Michael On Everything Else

Censorship In Singapore

In addition to recently hitting the censorship wall, I’ve also read a couple of articles about censorship in Singapore. I came across the two articles while scanning through Flipboard.

The first article entails steps by the Singaporean government to restrict public servants from accessing the Internet while at work:

Public servants in Singapore will be blocked from accessing the internet on work computers from May next year.

The moves aims to plug "potential leaks from work e-mails and shared documents amid heightened security threats," the Straits Times newspaper said.

Officials said employees across government would also be barred from forwarding any work-related information to personal emails.

The justification for the censorship is:

The Infocomm Development Authority (IDA), the agency in charge of the change, said it would guard against cyber-attacks and create a "more secure working environment", Channel News Asia reported.

The second article I read is about the Singaporean government censoring the musical Les Miserables, which has a scene in which two men kiss.

The show’s organizer, MediaCorp VizPro, said the “peck on the lips” during the song “Beggars at the Feast” was supposed to be comical, but Singapore’s Media Development Authority (MDA) said the action was never included in the script when submitted for review and classification, the BBC reports. It therefore violated the General rating given to the musical.

We often see on TV where same-sex kisses or even the mention of an homosexual act can be censored, even if the contact is contextually not homosexual. It’s also common for words such as jihad or jihadi to be censored (we experienced this while watching episodes of Homeland).

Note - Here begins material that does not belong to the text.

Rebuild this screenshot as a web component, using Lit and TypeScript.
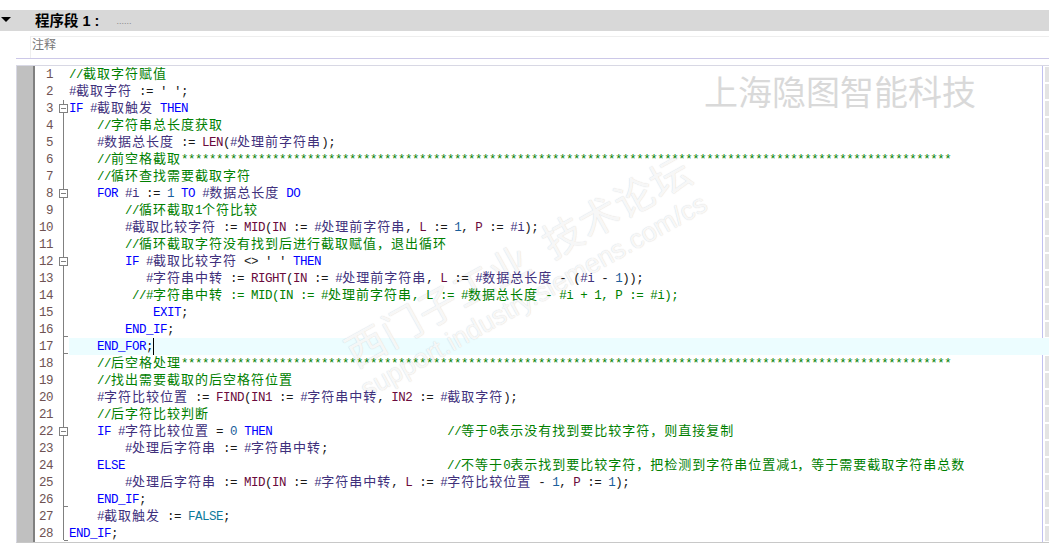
import { LitElement, html, css, svg } from "lit";
import { customElement } from "lit/decorators.js";

const stars = "*".repeat(110);
const SOURCE: string[] = [
  "//截取字符赋值",
  "#截取字符 := ' ';",
  "IF #截取触发 THEN",
  "    //字符串总长度获取",
  "    #数据总长度 := LEN(#处理前字符串);",
  "    //前空格截取" + stars,
  "    //循环查找需要截取字符",
  "    FOR #i := 1 TO #数据总长度 DO",
  "        //循环截取1个符比较",
  "        #截取比较字符 := MID(IN := #处理前字符串, L := 1, P := #i);",
  "        //循环截取字符没有找到后进行截取赋值\uff0c退出循环",
  "        IF #截取比较字符 <> ' ' THEN",
  "           #字符串中转 := RIGHT(IN := #处理前字符串, L := #数据总长度 - (#i - 1));",
  "         //#字符串中转 := MID(IN := #处理前字符串, L := #数据总长度 - #i + 1, P := #i);",
  "            EXIT;",
  "        END_IF;",
  "    END_FOR;",
  "    //后空格处理" + stars,
  "    //找出需要截取的后空格符位置",
  "    #字符比较位置 := FIND(IN1 := #字符串中转, IN2 := #截取字符);",
  "    //后字符比较判断",
  "    IF #字符比较位置 = 0 THEN" + " ".repeat(25) + "//等于0表示没有找到要比较字符\uff0c则直接复制",
  "        #处理后字符串 := #字符串中转;",
  "    ELSE" + " ".repeat(46) + "//不等于0表示找到要比较字符\uff0c把检测到字符串位置减1\uff0c等于需要截取字符串总数",
  "        #处理后字符串 := MID(IN := #字符串中转, L := #字符比较位置 - 1, P := 1);",
  "    END_IF;",
  "    #截取触发 := FALSE;",
  "END_IF;",
];

const FOLD_BOX = new Set([3, 8, 12, 22]);
const FOLD_END = new Set([16, 17, 26, 28]);

const TOKEN =
  /(\/\/.*$)|(#[^\s,;:()]+)|\b(IF|THEN|FOR|TO|DO|END_FOR|END_IF|ELSE|EXIT)\b|\b(FALSE)\b|\b(LEN|MID|RIGHT|FIND|IN1|IN2|IN|L|P)\b|\b(\d+)\b/g;
const CLASSES = ["cm", "var", "kw", "lit", "fn", "num"];

function cjk(text: string) {
  return text
    .split(/([\u3000-\u9fff\uff00-\uffef]+)/)
    .map((part, i) => (i % 2 ? html`<span class="han">${part}</span>` : part));
}

function highlight(line: string) {
  const out: unknown[] = [];
  let last = 0;
  for (const m of line.matchAll(TOKEN)) {
    const at = m.index ?? 0;
    if (at > last) out.push(cjk(line.slice(last, at)));
    const group = m.slice(1).findIndex((g) => g !== undefined);
    out.push(html`<span class=${CLASSES[group]}>${cjk(m[0])}</span>`);
    last = at + m[0].length;
  }
  if (last < line.length) out.push(cjk(line.slice(last)));
  return out;
}

function fold(n: number) {
  if (n < 3) return svg``;
  const end = n === 28 ? 15 : 17;
  return svg`
    <line x1="4.5" y1="0" x2="4.5" y2=${end} />
    ${FOLD_END.has(n) ? svg`<line x1="4.5" y1="15.5" x2="9" y2="15.5" />` : ""}
    ${FOLD_BOX.has(n)
      ? svg`<rect x="0.5" y="4.5" width="8" height="8" fill="#fff" /><line x1="2" y1="8.5" x2="7" y2="8.5" />`
      : ""}`;
}

@customElement("app-root")
export class AppRoot extends LitElement {
  static styles = css`
    :host {
      display: block;
      width: 1049px;
      height: 549px;
      overflow: hidden;
      background: #fff;
      padding-top: 10px;
      box-sizing: border-box;
      font-family: "Liberation Sans", "Noto Sans CJK SC", sans-serif;
    }
    .bar {
      height: 21px;
      box-sizing: border-box;
      background: #d8d8d8;
      display: flex;
      align-items: center;
      padding: 0 0 3px 1px;
    }
    .arrow {
      width: 0;
      height: 0;
      border-left: 5px solid transparent;
      border-right: 5px solid transparent;
      border-top: 5px solid #000;
      margin-right: 24px;
    }
    .title {
      font-size: 14.5px;
      font-weight: 700;
      color: #000;
      white-space: pre;
    }
    .dots {
      margin: 4px 0 0 17px;
      font-size: 9px;
      color: #888;
    }
    .note {
      margin: 5px 0 0 30px;
      height: 21px;
      border-left: 1px solid #eee;
      border-top: 1px solid #eee;
      padding-left: 1px;
      font-size: 12px;
      line-height: 17px;
      color: #777;
    }
    .rule {
      margin-left: 16px;
      height: 1px;
      background: #ccc8e8;
    }
    .editor {
      position: relative;
      margin: 6px 0 0 16px;
      height: 478px;
      box-sizing: border-box;
      border-top: 1px solid #d8d8e4;
      border-bottom: 1px solid #c8c8c8;
      border-left: 1px solid #d8d8e4;
      display: flex;
    }
    .lines {
      flex: 1;
      min-width: 0;
    }
    .row {
      display: flex;
      height: 17px;
      line-height: 19px;
      font-family: "Liberation Mono", "Noto Sans CJK SC", monospace;
      font-size: 12.5px;
      letter-spacing: -0.5px;
      white-space: pre;
      color: #1a1a1a;
    }
    .gut {
      width: 16px;
      flex: none;
      background: #c0c0c0;
      border-right: 2px solid #808080;
    }
    .no {
      width: 18px;
      flex: none;
      text-align: right;
      color: #6e5252;
    }
    .fold {
      flex: none;
      width: 10px;
      height: 17px;
      margin-left: 6px;
      stroke: #808080;
      fill: none;
      shape-rendering: crispEdges;
    }
    .code {
      flex: 1;
      position: relative;
      z-index: 2;
      display: flex;
    }
    .txt {
      display: block;
    }
    .caret {
      width: 1px;
      height: 17px;
      background: #000;
      flex: none;
    }
    .hl {
      position: absolute;
      left: 52px;
      right: 0;
      top: 272px;
      height: 17px;
      background: #ecfdff;
    }
    .han {
      font-family: "Noto Sans CJK SC", sans-serif;
      font-size: 13px;
      line-height: 0;
      letter-spacing: 1px;
    }
    .cm {
      color: #008000;
    }
    .kw {
      color: #0000ff;
    }
    .var {
      color: #40307c;
    }
    .fn {
      color: #6a0a3c;
    }
    .num {
      color: #1a5f9c;
    }
    .lit {
      color: #0f7a9c;
    }
    .side {
      flex: none;
      width: 4px;
      border-left: 1px solid #c0c0f0;
      padding: 1px 0 0 2px;
      display: flex;
      flex-direction: column;
      gap: 2px;
    }
    .side i {
      display: block;
      height: 15px;
      background: #e4e4e4;
    }
    .logo {
      position: absolute;
      z-index: 3;
      left: 687px;
      top: 5px;
      font-family: "Noto Sans CJK SC", sans-serif;
      font-size: 34px;
      line-height: 40px;
      color: #d9d9d9;
      white-space: pre;
    }
    .mark {
      position: absolute;
      z-index: 1;
      transform-origin: 0 100%;
      transform: rotate(-29deg);
      white-space: pre;
      color: rgba(255, 255, 255, 0.85);
      text-shadow: 0 0 1px rgba(130, 130, 130, 0.4);
      font-family: "Noto Sans CJK SC", sans-serif;
    }
    .mark.cn {
      left: 341px;
      top: 263px;
      font-size: 40px;
      line-height: 44px;
      letter-spacing: 1px;
    }
    .mark.en {
      left: 353px;
      top: 308px;
      font-family: "Liberation Sans", sans-serif;
      font-size: 27px;
      line-height: 30px;
    }
  `;

  render() {
    return html`
      <div class="bar">
        <span class="arrow"></span>
        <span class="title">程序段 1 :</span>
        <span class="dots">......</span>
      </div>
      <div class="note">注释</div>
      <div class="rule"></div>
      <div class="editor">
        <div class="hl"></div>
        <div class="mark cn">西门子工业  技术论坛</div>
        <div class="mark en">support.industry.siemens.com/cs</div>
        <div class="logo">上海隐图智能科技</div>
        <div class="lines">
          ${SOURCE.map((line, i) => {
            const n = i + 1;
            return html`<div class="row">
              <span class="gut"></span><span class="no">${n}</span
              ><svg class="fold" viewBox="0 0 10 17">${fold(n)}</svg
              ><span class="code"
                ><span class="txt">${highlight(line)}</span
                >${n === 17 ? html`<span class="caret"></span>` : ""}</span
              >
            </div>`;
          })}
        </div>
        <div class="side">${SOURCE.map(() => html`<i></i>`)}</div>
      </div>
    `;
  }
}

For its entire fifty years of existence, Singapore has been ruled by a single party, the People’s Action Party (PAP), which has a liberal ring to it but is in fact a conservative party. Two issues that deserve scrutiny, in my opinion, are the censorship laws as well as the ethnic integration policy, in which

Social housing can be owned/sold by the tenants, as in some parts of the UK (since Margaret Thatcher’s right to buy policy). But there is an additional twist compared to the UK’s Right to buy policy: it is not possible to sell to a buyer from a community that is overrepresented in the neighborhood compared to the national fraction of, say, Chinese. (citiesblogger.wordpress.com)

Censorship and ethnic integration policies both curtail freedoms in the name of the “greater good” but all-too-often become means to keep a people “governable.” Sometimes I wonder if these policies, in addition to other social and governmental restrictions are what gives Singapore its “sterile” and “passionless” feeling.